Today With Patty – Jan. 3, 2007

by Patty

This morning I went to the Greater Raleigh Chamber of Commerce 2007 economic forecast. I have been going to these things for years, and they are usually like a big pep rally with no substance, but this one was excellent. They had an economist from Wachovia come to speak about the Triangle, and he explained that North Carolina does not really have an economy – it has 12 economies, because the economy in Raleigh cannot be compared to the economy in, say, Jacksonville or Rocky Mount. The other thing that was very interesting was, and I wish the News and Observer would write about this – and this blog may get me in trouble with Dudley Price – was he talked about how while the rest of the country may be experiencing concerns over the housing market, the Triangle is reasonably exempt from that phenomenon due to the diversity of our industry, as well as the influx of people coming to our area. He said that bright young kids in Michigan and Ohio have figured out they do not need to freeze their arses off and are moving to the Triangle. If you want to learn more about moving to the Triangle, check out RelocateTriangle.com.

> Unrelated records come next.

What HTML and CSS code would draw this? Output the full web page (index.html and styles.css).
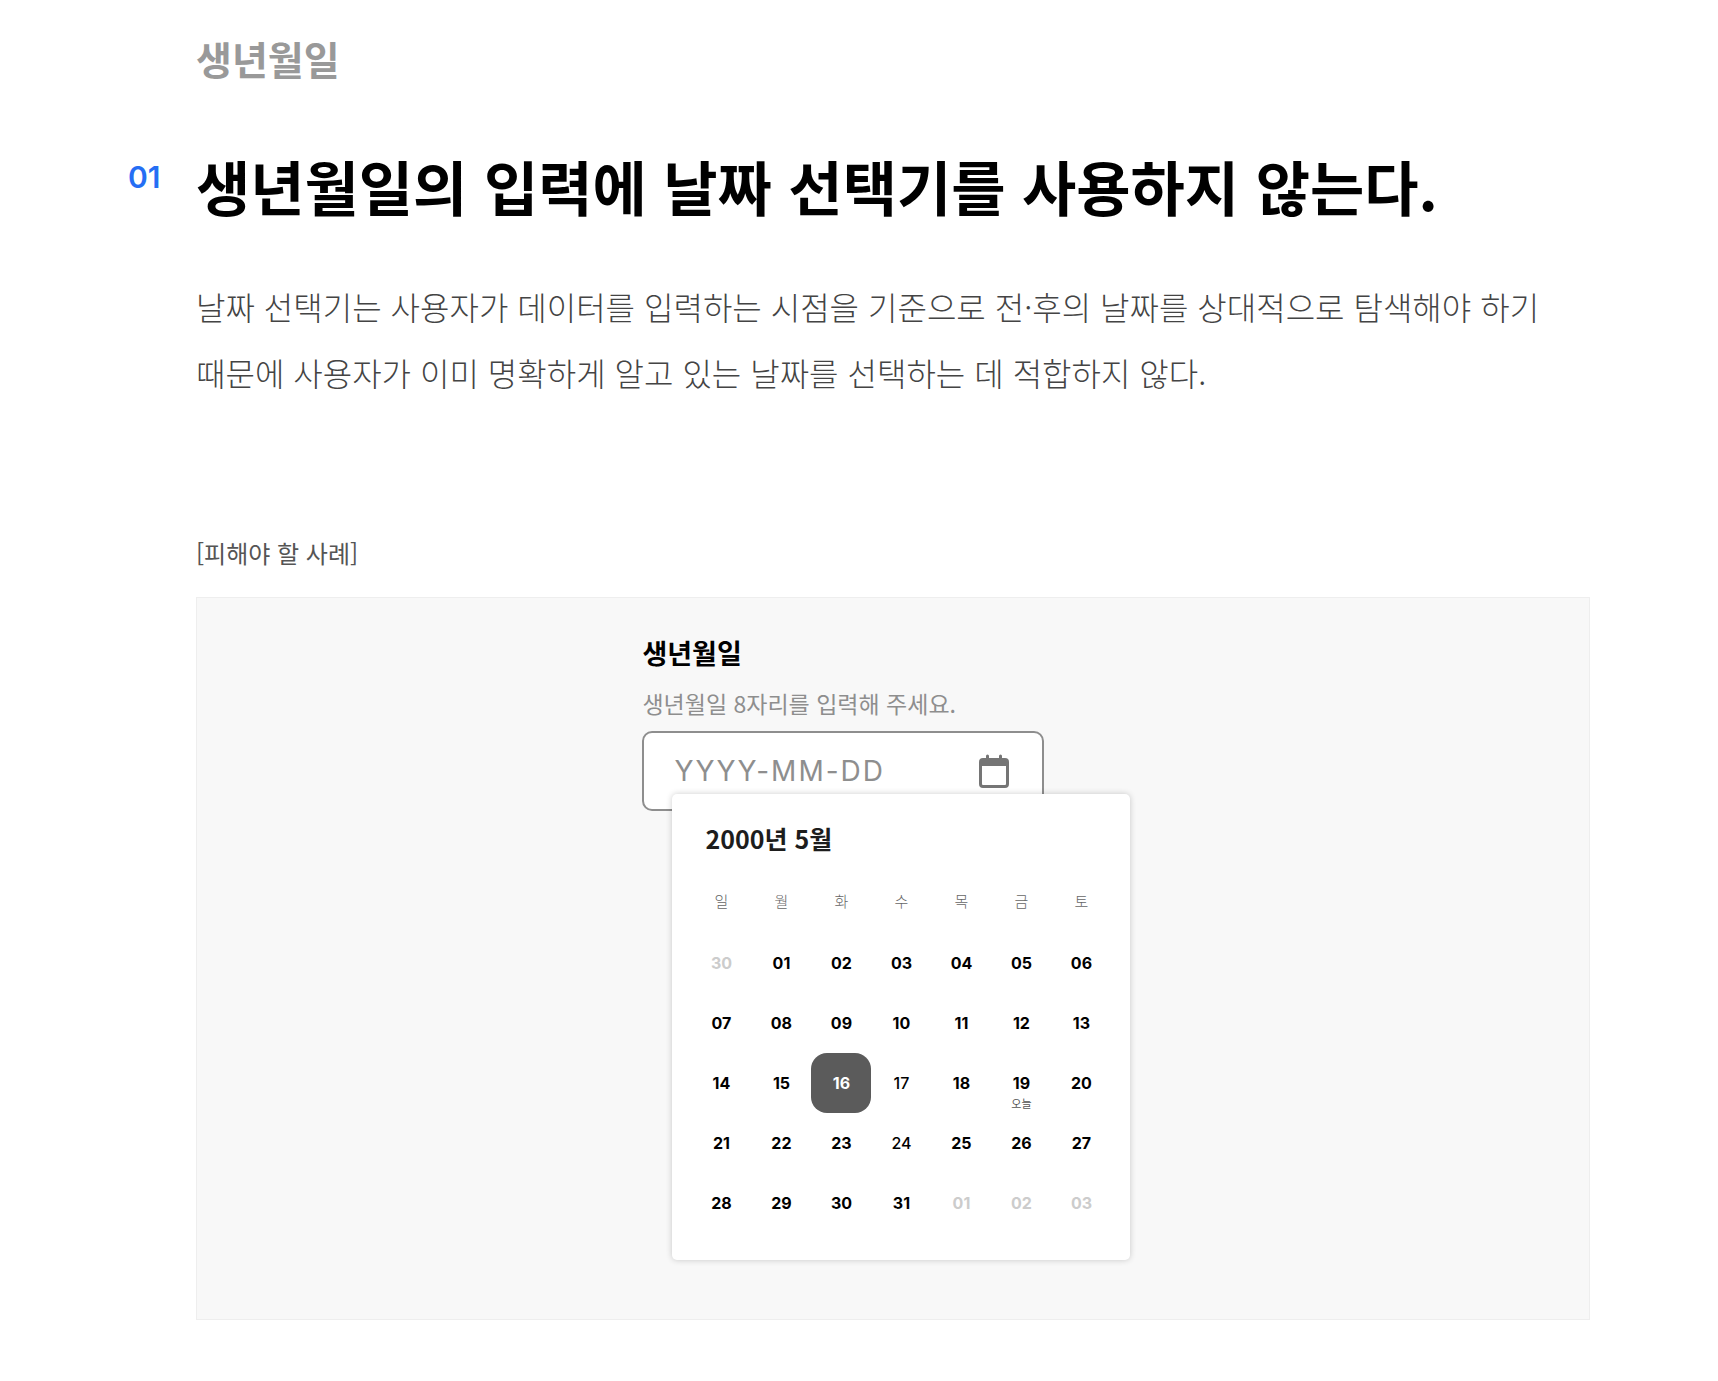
FILE: index.html
```html
<!DOCTYPE html>
<html lang="ko">

<head>
    <meta charset="UTF-8">
    <meta name="viewport" content="width=device-width, initial-scale=1.0">
    <title>생년월일</title>
    <link rel="stylesheet" href="styles.css">
</head>

<body>
    <main class="page">
        <h2 class="category">생년월일</h2>

        <section class="rule">
            <span class="rule-number">01</span>
            <h1>생년월일의 입력에 날짜 선택기를 사용하지 않는다.</h1>
            <p class="description">날짜 선택기는 사용자가 데이터를 입력하는 시점을 기준으로 전·후의 날짜를 상대적으로 탐색해야 하기 때문에 사용자가 이미 명확하게 알고 있는 날짜를 선택하는 데 적합하지 않다.</p>
        </section>

        <figure class="example">
            <figcaption>[피해야 할 사례]</figcaption>
            <div class="panel">
                <div class="picker">
                    <label for="birth">생년월일</label>
                    <p class="hint" id="birth-hint">생년월일 8자리를 입력해 주세요.</p>
                    <div class="field">
                        <input type="text" id="birth" placeholder="YYYY-MM-DD" aria-describedby="birth-hint">
                        <button type="button" class="open" aria-label="달력 열기">
                            <svg width="30" height="34" viewBox="0 0 30 34">
                                <path fill="#757575" fill-rule="evenodd" d="M7 2a1.500 1.500 0 0 1 3 0v2h10V2a1.500 1.500 0 0 1 3 0v2h3a4 4 0 0 1 4 4v22a4 4 0 0 1-4 4H4a4 4 0 0 1-4-4V8a4 4 0 0 1 4-4h3zM3 12v18a1 1 0 0 0 1 1h22a1 1 0 0 0 1-1V12z" />
                            </svg>
                        </button>
                    </div>

                    <div class="calendar">
                        <h3>2000년 5월</h3>
                        <table>
                            <thead>
                                <tr>
                                    <th>일</th>
                                    <th>월</th>
                                    <th>화</th>
                                    <th>수</th>
                                    <th>목</th>
                                    <th>금</th>
                                    <th>토</th>
                                </tr>
                            </thead>
                            <tbody>
                                <tr>
                                    <td><button type="button" class="other">30</button></td>
                                    <td><button type="button">01</button></td>
                                    <td><button type="button">02</button></td>
                                    <td><button type="button">03</button></td>
                                    <td><button type="button">04</button></td>
                                    <td><button type="button">05</button></td>
                                    <td><button type="button">06</button></td>
                                </tr>
                                <tr>
                                    <td><button type="button">07</button></td>
                                    <td><button type="button">08</button></td>
                                    <td><button type="button">09</button></td>
                                    <td><button type="button">10</button></td>
                                    <td><button type="button">11</button></td>
                                    <td><button type="button">12</button></td>
                                    <td><button type="button">13</button></td>
                                </tr>
                                <tr>
                                    <td><button type="button">14</button></td>
                                    <td><button type="button">15</button></td>
                                    <td><button type="button" class="selected">16</button></td>
                                    <td><button type="button" class="plain">17</button></td>
                                    <td><button type="button">18</button></td>
                                    <td><button type="button">19<span class="today">오늘</span></button></td>
                                    <td><button type="button">20</button></td>
                                </tr>
                                <tr>
                                    <td><button type="button">21</button></td>
                                    <td><button type="button">22</button></td>
                                    <td><button type="button">23</button></td>
                                    <td><button type="button" class="plain">24</button></td>
                                    <td><button type="button">25</button></td>
                                    <td><button type="button">26</button></td>
                                    <td><button type="button">27</button></td>
                                </tr>
                                <tr>
                                    <td><button type="button">28</button></td>
                                    <td><button type="button">29</button></td>
                                    <td><button type="button">30</button></td>
                                    <td><button type="button">31</button></td>
                                    <td><button type="button" class="other">01</button></td>
                                    <td><button type="button" class="other">02</button></td>
                                    <td><button type="button" class="other">03</button></td>
                                </tr>
                            </tbody>
                        </table>
                    </div>
                </div>
            </div>
        </figure>
    </main>
</body>

</html>
```

FILE: styles.css
```css
* {
    box-sizing: border-box;
}

body {
    margin: 0;
    background-color: white;
    color: #000;
    font-family: "Noto Sans CJK KR", sans-serif;
}

h1,
h2,
h3,
p,
figure {
    margin: 0;
}

.page {
    padding: 28px 128px 60px 196px;
}

.category {
    color: #999;
    font-size: 39px;
    line-height: 60px;
}

.rule {
    position: relative;
    margin-top: 54px;
}

/* number hangs in the left margin, next to the heading */
.rule-number {
    position: absolute;
    top: 15px;
    left: -68px;
    color: #256ef4;
    font-family: Inter, sans-serif;
    font-size: 30px;
    font-weight: 600;
    line-height: 40px;
}

h1 {
    font-size: 59px;
    line-height: 88px;
}

.description {
    margin-top: 43px;
    color: #444;
    font-size: 32px;
    font-weight: 300;
    line-height: 66px;
    word-break: keep-all;
}

.example {
    margin-top: 130px;
}

figcaption {
    color: #555;
    font-size: 24px;
    line-height: 36px;
}

.panel {
    margin-top: 26px;
    padding: 35px 0 59px;
    background-color: #f8f8f8;
    border: 1px solid #eee;
}

.picker {
    width: 490px;
    margin-left: 32%;
}

.picker label {
    display: block;
    font-size: 27px;
    font-weight: 700;
    line-height: 40px;
}

.hint {
    margin-top: 12px;
    color: #8e8e8e;
    font-size: 23px;
    line-height: 36px;
}

.field {
    display: flex;
    align-items: center;
    width: 402px;
    height: 80px;
    margin-top: 10px;
    padding: 0 33px 0 30px;
    background-color: white;
    border: 2px solid #8e8e8e;
    border-radius: 10px;
}

.field input {
    flex: 1;
    min-width: 0;
    padding: 0;
    border: none;
    outline: none;
    background: none;
    font-family: Inter, sans-serif;
    font-size: 28px;
    letter-spacing: 2px;
}

.field input::placeholder {
    color: #8e8e8e;
}

.open {
    padding: 0;
    border: none;
    background: none;
    cursor: pointer;
}

.open svg {
    display: block;
}

/* the calendar covers the bottom edge of the field */
.calendar {
    position: relative;
    width: 458px;
    margin: -17px 0 0 30px;
    padding: 26px 19px 27px;
    background-color: white;
    border-radius: 5px;
    box-shadow: 0 0 6px rgba(0, 0, 0, 0.2);
}

.calendar h3 {
    padding-left: 14px;
    color: #1d1d1d;
    font-size: 25px;
    font-weight: 700;
    line-height: 36px;
}

.calendar table {
    width: 100%;
    margin-top: 17px;
    table-layout: fixed;
    border-collapse: collapse;
}

.calendar th {
    height: 60px;
    padding: 0 0 6px;
    color: #666;
    font-size: 15px;
    font-weight: 300;
}

.calendar td {
    padding: 0;
}

.calendar td button {
    position: relative;
    display: block;
    width: 60px;
    height: 60px;
    padding: 0;
    border: none;
    border-radius: 16px;
    background: none;
    color: #000;
    font-family: Inter, sans-serif;
    font-size: 16px;
    font-weight: 700;
    cursor: pointer;
}

.calendar td .other {
    color: #ccc;
}

.calendar td .plain {
    font-weight: 500;
}

.calendar td .selected {
    background-color: #5b5b5b;
    color: white;
}

.today {
    position: absolute;
    left: 0;
    right: 0;
    bottom: 2px;
    color: #555;
    font-family: "Noto Sans CJK KR", sans-serif;
    font-size: 11px;
    font-weight: 400;
}
```
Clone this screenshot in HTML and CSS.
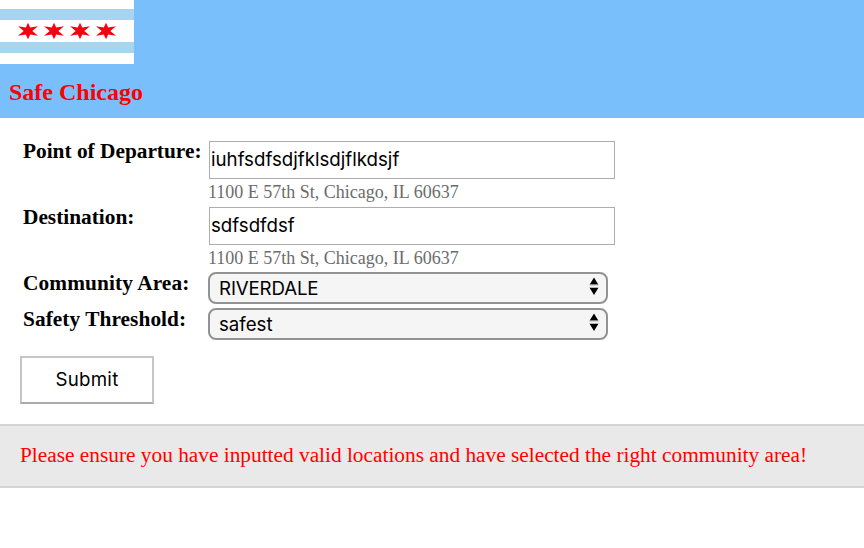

I am going to start blogging about customer service, because one sign the economy is good is that customer service starts to suck, as evidenced by my little foray to Staples today. The good news is that Staples is having a killer sale on some basic “staples,” if you will (har har!), and we decided to take advantage of that. So, in between the economic forecast and my visit to my gum graft doctor, I decided to swing by Staples for a quick stop to pick up some highlighters, file folders and notepads. I have decided that Staples’ motto is “If it were not for all these customers, we could get so much work done.” Of course, I cannot find the stuff, and when I do, I go up to pay, and there are no less than five store employees hanging around the front desk and no less than eight people in line with Rain Man operating the register. The manager, Jenni with an “I,” is standing there, chatting with four of her girlfriends over at the Turbo Tax display, which is right next to the register. However, Jenni with an “I” is completely oblivious to the situation. Finally it dawns on somebody to open up some other cash registers. So, I move to another line where the cashier is even slower than Rain Man. She decides to leave her register for some reason, so I notice that another register now has cleared out, and I go over there when the man shoos me away because he wants to close down and tells me to go back to my original place, which I do. But Rain Man decided he is going to leave the register and help somebody. The shoo away guy then decides now he is going to wait on customers, but I go back to the slow cashier number two, who has returned and is highlighting things on customers’ receipts before she also leaves her register, but I assume she is coming back because the customer is there. By now, I find this rather exhausting to save 10 cents on some highlighters. But I am no quitter, so I am going to stick this thing out.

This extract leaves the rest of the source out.